I'm sure I'd heard of "boxwood" here and there as a forgettable passing datum. I've never tried to do anything with it (yet -- I've acquired a small sample but haven't had a chance to interact with it). The reason I remember it is because I saw this a few years ago. The link gets some nice pictures but to see the thing you have to go there and make nose-prints on the display case. It's amazing regardless of the material or downer subject. The idea that it was carved in wood is ... cognitively challenging. And a) it's 500 years old, and b) in 500 years it's never been mishandled.
A wider-than-usual digression, but that's what I know about boxwood.
[2] More correctly hyphenated "FR-2". Mostly if anyone says what it is they mention "paper", "phenolic" something, and maybe a random standard related to fire. This was way too hard to find: the real, if nominally obsolete, definition from page 173 of this limited "preview" of NEMA LI 1-1998 (R2011). (<rant>The current version is jealously guarded behind a $551 paywall. What's the deal with secret standards in 2025 when dissemination doesn't require a paper mill?</rant>)

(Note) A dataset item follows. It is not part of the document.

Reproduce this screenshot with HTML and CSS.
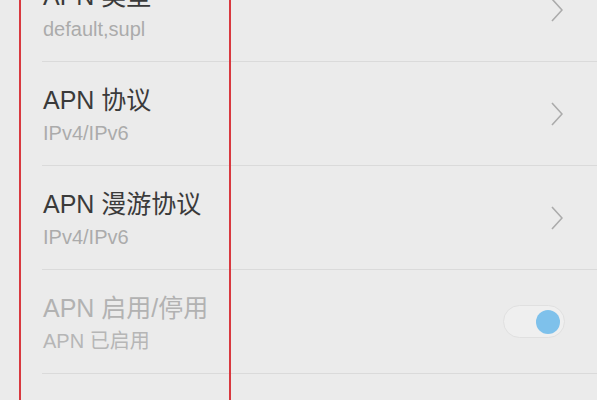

NEMA GRADE FR-2 ... is a laminated material which is constructed from a cellulosic paper combined with a phenolic resin binder. The paper is normally cotton linter or alpha cellulose, but can be manufactured from bleached kraft. The phenolic resin system is flame retardant to a minimum of UL-94 rating of V-1, and is normally plasticized to permit good punching from ambient to slightly elevated temperatures.
Military Specification: MIL-I-24768/25
IEC Specifications: 60893, PF CP 308
Grade FR-2 is used as a flame retardant, room temperature to slightly elevated temperature punching, material for use as mechanical support in electrical applications.[sic] It has good moisture and relatively low dielectric losses under conditions of adverse humidity and temperature.
It looks like the thing that mostly slides under the radar but helps us in this case is "normally plasticized" which I suspect contributes to machinability and toughness. FR-1 definition suggests it's less plasticy at room temperature.